Article by Vince Stricherz -UW conservationist wins one of 10 Heinz awards for work on the environment
University of Washington conservationist Dee Boersma is among 10 recipients of the Heinz Family Foundation awards given to people whose achievements have fostered a cleaner, greener and more sustainable world.
Each recipient will receive $100,000 and a medallion inscribed with the image of the late Sen. John Heinz, R-Pa., whose environmental legacy is commemorated by the awards.
Boersma, a UW biology professor who holds the Wadsworth Endowed Chair in Conservation Science, is being honored for her extensive field study of penguins and other sea birds to promote conservation and understanding human impact on marine environments.
For more than 25 years she has operated the Penguin Project, studying Magellanic penguins at the Punta Tombo reserve in Argentina. She has dubbed the penguins "marine sentinels" for their warning signs about the ocean environment.

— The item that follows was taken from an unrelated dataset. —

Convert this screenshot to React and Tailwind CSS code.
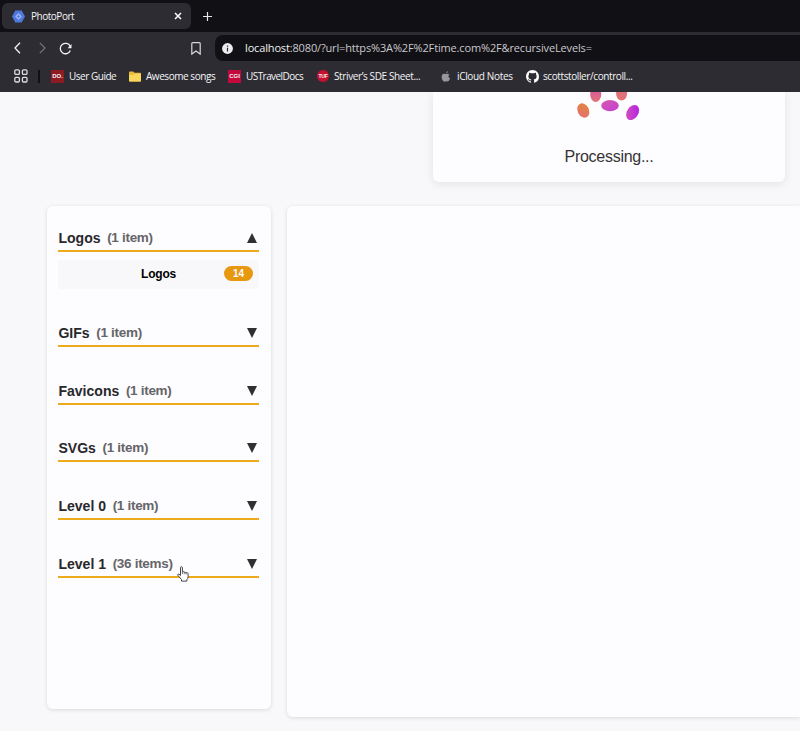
import React from "react";

const sections = [
  { title: "Logos", count: "(1 item)", open: true },
  { title: "GIFs", count: "(1 item)" },
  { title: "Favicons", count: "(1 item)" },
  { title: "SVGs", count: "(1 item)" },
  { title: "Level 0", count: "(1 item)" },
  { title: "Level 1", count: "(36 items)" },
];

function TabStrip() {
  return (
    <div className="flex h-8 items-start bg-[#111014] pl-[2px] pt-[3px]">
      <div className="flex h-[26px] w-[189px] items-center rounded-md bg-[#2d2c32] pl-[10px] pr-[9px]">
        <svg width="13" height="13" viewBox="0 0 13 13">
          <path d="M3.3 .4h6.4L13 6.5l-3.3 6.1H3.3L0 6.5z" fill="#4f78dd" />
          <path d="M6.5 3l3.5 3.5-3.5 3.5L3 6.5z" fill="#96b2f3" />
          <path d="M5 6.5h3M6.5 5v3" stroke="#4f78dd" strokeWidth=".8" />
        </svg>
        <span className="ml-[6px] text-[10px] tracking-[-0.48px] text-[#f4f4f6]">PhotoPort</span>
        <svg className="ml-auto" width="8" height="8" viewBox="0 0 8 8" stroke="#fff" strokeWidth="1.5">
          <path d="M1 1l6 6M7 1L1 7" />
        </svg>
      </div>
      <svg className="ml-[12px] mt-[9px]" width="9" height="9" viewBox="0 0 9 9" stroke="#e6e6e8" strokeWidth="1.2">
        <path d="M4.5 0v9M0 4.5h9" />
      </svg>
    </div>
  );
}

function Toolbar() {
  return (
    <div className="flex h-8 items-center pl-[14px]">
      <svg width="7" height="12" viewBox="0 0 7 12" fill="none" stroke="#f2f2f4" strokeWidth="1.3">
        <path d="M6 .8L1 6l5 5.2" />
      </svg>
      <svg className="ml-[18px]" width="7" height="12" viewBox="0 0 7 12" fill="none" stroke="#77767c" strokeWidth="1.2">
        <path d="M.8 .8L6 6 .8 11.2" />
      </svg>
      <svg className="ml-[13px]" width="13" height="13" viewBox="0 0 13 13" fill="none" stroke="#f2f2f4" strokeWidth="1.3">
        <path d="M11.3 8.5A5.2 5.2 0 1 1 11.2 4.3" />
        <path d="M12.5 2v4.2H8.6z" fill="#f2f2f4" stroke="none" />
      </svg>
      <svg className="ml-[119px]" width="10" height="13" viewBox="0 0 10 13" fill="none" stroke="#d8d8db" strokeWidth="1.2">
        <path d="M1.7 .7h6.6q.9 0 .9.9v10.5L5 9 .8 12.1V1.6q0-.9.9-.9z" />
      </svg>
      <div className="ml-[14px] flex h-[26px] flex-1 items-center rounded-l-lg bg-[#111014] pl-[7px]">
        <svg width="11" height="11" viewBox="0 0 11 11">
          <circle cx="5.5" cy="5.5" r="5.4" fill="#ececef" />
          <path d="M5.5 4.8v3.6M5.5 2.4v1.3" stroke="#29282d" strokeWidth="1.2" />
        </svg>
        <span className="ml-3 whitespace-nowrap text-[11px] tracking-[-0.15px] text-[#c9c9ce]">
          <span className="text-[#f0f0f2]">localhost</span>:8080/?url=https%3A%2F%2Ftime.com%2F&amp;recursiveLevels=
        </span>
      </div>
    </div>
  );
}

function Bookmark({ icon, label, className }) {
  return (
    <div className={"flex shrink-0 items-center whitespace-nowrap text-[10px] text-[#f4f4f6] " + className}>
      {icon}
      <span className="ml-[5px]">{label}</span>
    </div>
  );
}

function Bookmarks() {
  return (
    <div className="flex h-[28px] items-center pb-[4px] pl-[14px]">
      <svg width="14" height="14" viewBox="0 0 14 14" fill="none" stroke="#dedee1" strokeWidth="1.3">
        <rect x=".8" y=".8" width="4.6" height="4.6" rx="1.2" />
        <rect x="8.4" y=".8" width="4.6" height="4.6" rx="1.2" />
        <rect x=".8" y="8.4" width="4.6" height="4.6" rx="1.2" />
        <rect x="8.4" y="8.4" width="4.6" height="4.6" rx="1.2" />
      </svg>
      <div className="ml-[10px] h-[13px] w-[2px] bg-[#111014]" />
      <Bookmark
        className="ml-[11px] w-[78px] tracking-[-0.48px]"
        label="User Guide"
        icon={<span className="flex h-[13px] w-[13px] items-center justify-center bg-[#8e1b22] font-['Liberation_Sans'] text-[6px] font-bold tracking-normal">DO.</span>}
      />
      <Bookmark
        className="w-[99px] tracking-[-0.45px]"
        label="Awesome songs"
        icon={
          <svg width="12" height="11" viewBox="0 0 12 11">
            <path d="M0 1.2Q0 .5.7.5h3.6l1.2 1.3h5.8q.7 0 .7.7v7.3q0 .7-.7.7H.7q-.7 0-.7-.7z" fill="#e9b93a" />
            <path d="M0 3.7h4.6l1-1h5.7q.7 0 .7.7v6.4q0 .7-.7.7H.7q-.7 0-.7-.7z" fill="#f8d75c" />
          </svg>
        }
      />
      <Bookmark
        className="w-[89px] tracking-[-0.56px]"
        label="USTravelDocs"
        icon={<span className="flex h-[13px] w-[13px] items-center justify-center bg-[#c3093b] font-['Liberation_Sans'] text-[6px] font-bold tracking-normal">CGI</span>}
      />
      <Bookmark
        className="w-[124px] tracking-[-0.38px]"
        label="Striver’s SDE Sheet..."
        icon={<span className="flex h-3 w-3 items-center justify-center rounded-full bg-[#c8102e] font-['Liberation_Sans'] text-[5px] font-bold leading-none tracking-tighter">TUF</span>}
      />
      <Bookmark
        className="w-[85px] tracking-[-0.34px]"
        label="iCloud Notes"
        icon={
          <svg className="mr-px" width="10" height="11" viewBox="0 0 10 11" fill="#98979b">
            <path d="M7 0q.2 1.7-1.8 2.5Q5.100 .8 7 0zM5.200 3.100q1.500-.8 3.200.2-2.200 2.300.7 4.100Q7.900 11.100 5.300 10.300 1.900 11.700.8 7.300.2 2.300 3.800 2.700q.8.1 1.400.4z" />
          </svg>
        }
      />
      <Bookmark
        className="tracking-[-0.4px]"
        label="scottstoller/controll..."
        icon={
          <svg className="-mr-px" width="13" height="13" viewBox="0 0 16 16" fill="#fff">
            <path d="M8 0C3.580 0 0 3.580 0 8c0 3.540 2.290 6.530 5.470 7.590.4.070.55-.17.55-.38 0-.19-.01-.82-.01-1.490-2.010.37-2.530-.49-2.690-.94-.09-.23-.48-.94-.82-1.130-.28-.15-.68-.52-.01-.53.63-.01 1.080.58 1.230.82.72 1.210 1.870.87 2.330.66.070-.52.28-.87.51-1.070-1.780-.2-3.640-.89-3.640-3.950 0-.87.31-1.590.82-2.150-.08-.2-.36-1.020.08-2.120 0 0 .67-.21 2.200.82.64-.18 1.320-.27 2-.27s1.360.09 2 .27c1.530-1.040 2.200-.82 2.200-.82.44 1.100.16 1.920.08 2.120.51.56.82 1.270.82 2.150 0 3.070-1.870 3.750-3.650 3.950.29.25.54.73.54 1.480 0 1.070-.01 1.930-.01 2.200 0 .21.15.46.55.38A8.010 8.010 0 0 0 16 8c0-4.420-3.580-8-8-8z" />
          </svg>
        }
      />
    </div>
  );
}

function Loader() {
  return (
    <svg className="mx-auto" width="70" height="30" viewBox="0 0 70 30">
      <defs>
        <linearGradient id="dotA" x1="0" y1="0" x2="0" y2="1"><stop stopColor="#d64fa8" /><stop offset="1" stopColor="#e17675" /></linearGradient>
        <linearGradient id="dotB" x1="1" y1="0" x2="0" y2="1"><stop stopColor="#df6f88" /><stop offset="1" stopColor="#e2736c" /></linearGradient>
        <linearGradient id="dotC" x1="1" y1="0" x2="0" y2="1"><stop stopColor="#e78534" /><stop offset="1" stopColor="#df6f7c" /></linearGradient>
        <linearGradient id="dotD" x1="0" y1="0" x2="1" y2="1"><stop stopColor="#d65aac" /><stop offset="1" stopColor="#c33ed4" /></linearGradient>
        <linearGradient id="dotE" x1="1" y1="0" x2="0" y2="1"><stop stopColor="#b01bea" /><stop offset="1" stopColor="#d755b5" /></linearGradient>
      </defs>
      <ellipse cx="21.700" cy="2.500" rx="5.500" ry="7.500" fill="url(#dotA)" />
      <ellipse cx="47.600" cy="1.500" rx="5.500" ry="7" fill="url(#dotB)" />
      <ellipse cx="9.300" cy="18.500" rx="5.600" ry="7.500" transform="rotate(-28 9.300 18.500)" fill="url(#dotC)" />
      <ellipse cx="36" cy="13.600" rx="8.800" ry="5.600" fill="url(#dotD)" />
      <ellipse cx="58.600" cy="20.500" rx="5.700" ry="8.200" transform="rotate(32 58.600 20.500)" fill="url(#dotE)" />
    </svg>
  );
}

function Section({ title, count, open }) {
  return (
    <div className={open ? "mb-[32px]" : "mb-[31.7px]"}>
      <div className="flex h-[26px] items-start border-b-2 border-[#ecaa1c] leading-6">
        <span className="h-6 pl-[0.4px] text-[14.05px] font-bold text-[#28282a]">{title}</span>
        <span className="ml-[6.600px] h-6 text-[13.5px] font-bold tracking-[-0.3px] text-[#666568]">{count}</span>
        <svg className="ml-auto mr-[2px] mt-[7px]" width="10" height="10" viewBox="0 0 10 10" fill="#303033">
          <path d={open ? "M5 0l5 10H0z" : "M0 0h10L5 10z"} />
        </svg>
      </div>
      {open && (
        <div className="mt-2 grid h-[29px] grid-cols-[1fr_auto_1fr] items-center rounded bg-[#f8f8fb] pb-[2px] pr-[6px]">
          <span className="col-start-2 pl-[6px] text-[12px] font-bold tracking-[-0.2px] text-black">Logos</span>
          <span className="flex h-[15px] w-[29px] items-center justify-center justify-self-end rounded-full bg-[#e7980f] text-[10px] font-bold text-white">14</span>
        </div>
      )}
    </div>
  );
}

export default function App() {
  return (
    <div className="relative h-[731px] w-[800px] overflow-hidden bg-[#f8f8fb] font-['Liberation_Sans',sans-serif]">
      <header className="h-[92px] bg-[#2d2c32] font-['Open_Sans',sans-serif]">
        <TabStrip />
        <Toolbar />
        <Bookmarks />
      </header>
      <div className="h-[114px] overflow-hidden pl-[433px]">
        <div className="flex h-[90px] w-[352px] flex-col rounded-b-md bg-[#fdfcff] shadow-[0_2px_10px_rgba(0,0,0,0.09)]">
          <Loader />
          <p className="mt-[24px] text-center text-[16px] leading-[22px] tracking-[-0.27px] text-[#333335]">Processing...</p>
        </div>
      </div>
      <main className="flex items-start gap-4 pl-[47px]">
        <aside className="h-[503px] w-[224px] rounded-md bg-[#fdfcff] pl-[11px] pr-3 pt-5 shadow-[0_1px_4px_rgba(0,0,0,0.12)]">
          {sections.map((s) => (
            <Section key={s.title} {...s} />
          ))}
        </aside>
        <section className="h-[511px] flex-1 rounded-l-md bg-[#fdfcff] shadow-[0_1px_4px_rgba(0,0,0,0.12)]" />
      </main>
      <svg className="absolute left-[177px] top-[566px]" width="12" height="16" viewBox="0 0 12 16" fill="#fff" stroke="#454449" strokeWidth="1" strokeLinejoin="round">
        <path d="M3.500 9.500V1.700q0-1 .9-1t1 1v4q1.400-.6 1.700.5 1.500-.5 1.800.6 2-.5 2.200 1v3q0 1.800-1.200 2.700v1.600H4.500v-1.600L.8 9.300q-.4-1.300 1-1.200z" />
        <path d="M5.400 5.700v2.400M7.200 6.200v2M9 6.800v1.700" fill="none" strokeWidth=".7" />
      </svg>
    </div>
  );
}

Her recent work has shown that, because of climate change and other factors, during the critical period of egg incubation the penguins at Punta Tombo must swim an average of 25 miles further in search of food than they did just 10 years ago.
The Heinz Foundation also cited Boersma for launching Conservation Magazine, a publication she sees as building better public communication on issues of the natural world (see www.conservationmagazine.org).
The awards, announced Sept. 15, were established in 1993 to honor Heinz's legacy on environmental issues.